To qualify, you simply need to meet the following criteria:

  • You must own at least 10% of the rental and have substantial involvement in managing the rental.
  • You are not a limited partner
  • The amount of loss eligible for the $25,000 allowance is determined by netting income and losses from all of the rental real estate activities in which you actively participate

Note that active participation is not the same as material participation.
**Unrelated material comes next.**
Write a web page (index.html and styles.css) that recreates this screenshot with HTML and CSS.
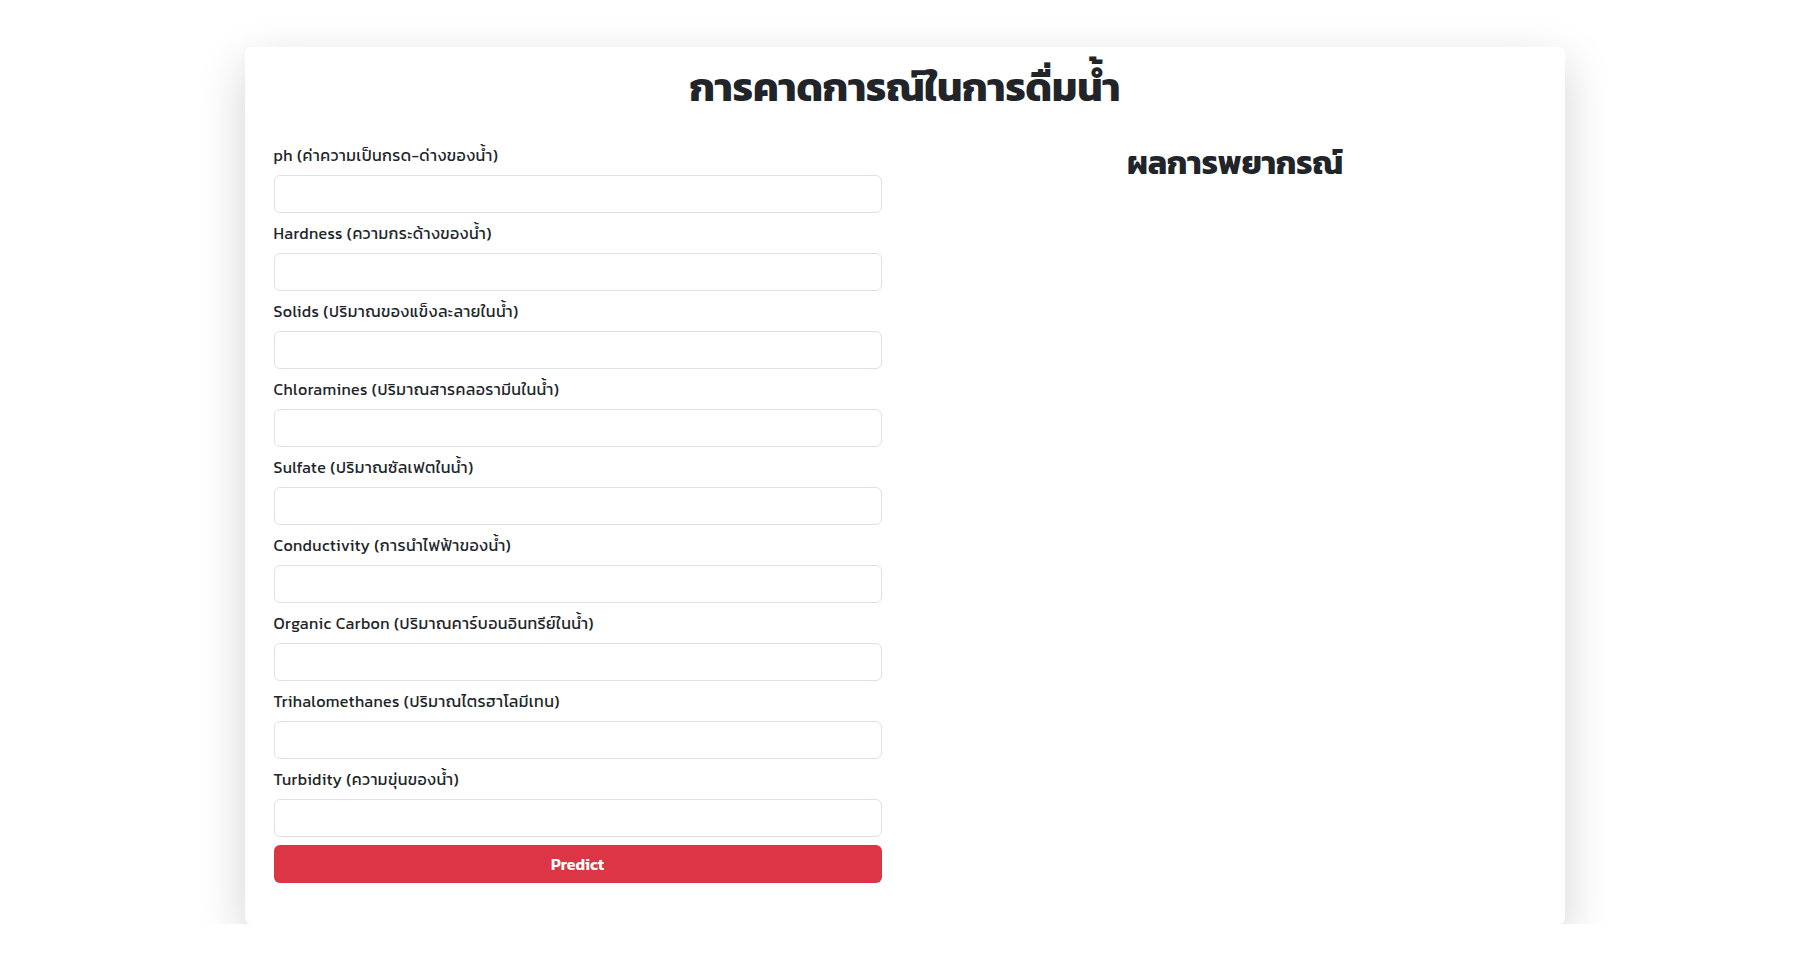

Active participation is a less stringent test that makes it possible for individuals who are not real estate professionals to deduct their passive losses from both passive and active income.

Phase out of the $25,000 Loss Allowance

The maximum amount of the special allowance that you can claim during the tax year is $25,000 ($12,500 if you’re married but file separate returns). You can deduct up to $25,000 in passive losses against your ordinary income if your modified adjusted gross income (MAGI) is $100,000 or less. This deduction phases out for MAGI above $100,000 and will completely phase out when your income reaches $150,000.

Your MAGI is determined by taking your AGI and “adding back” certain deductions.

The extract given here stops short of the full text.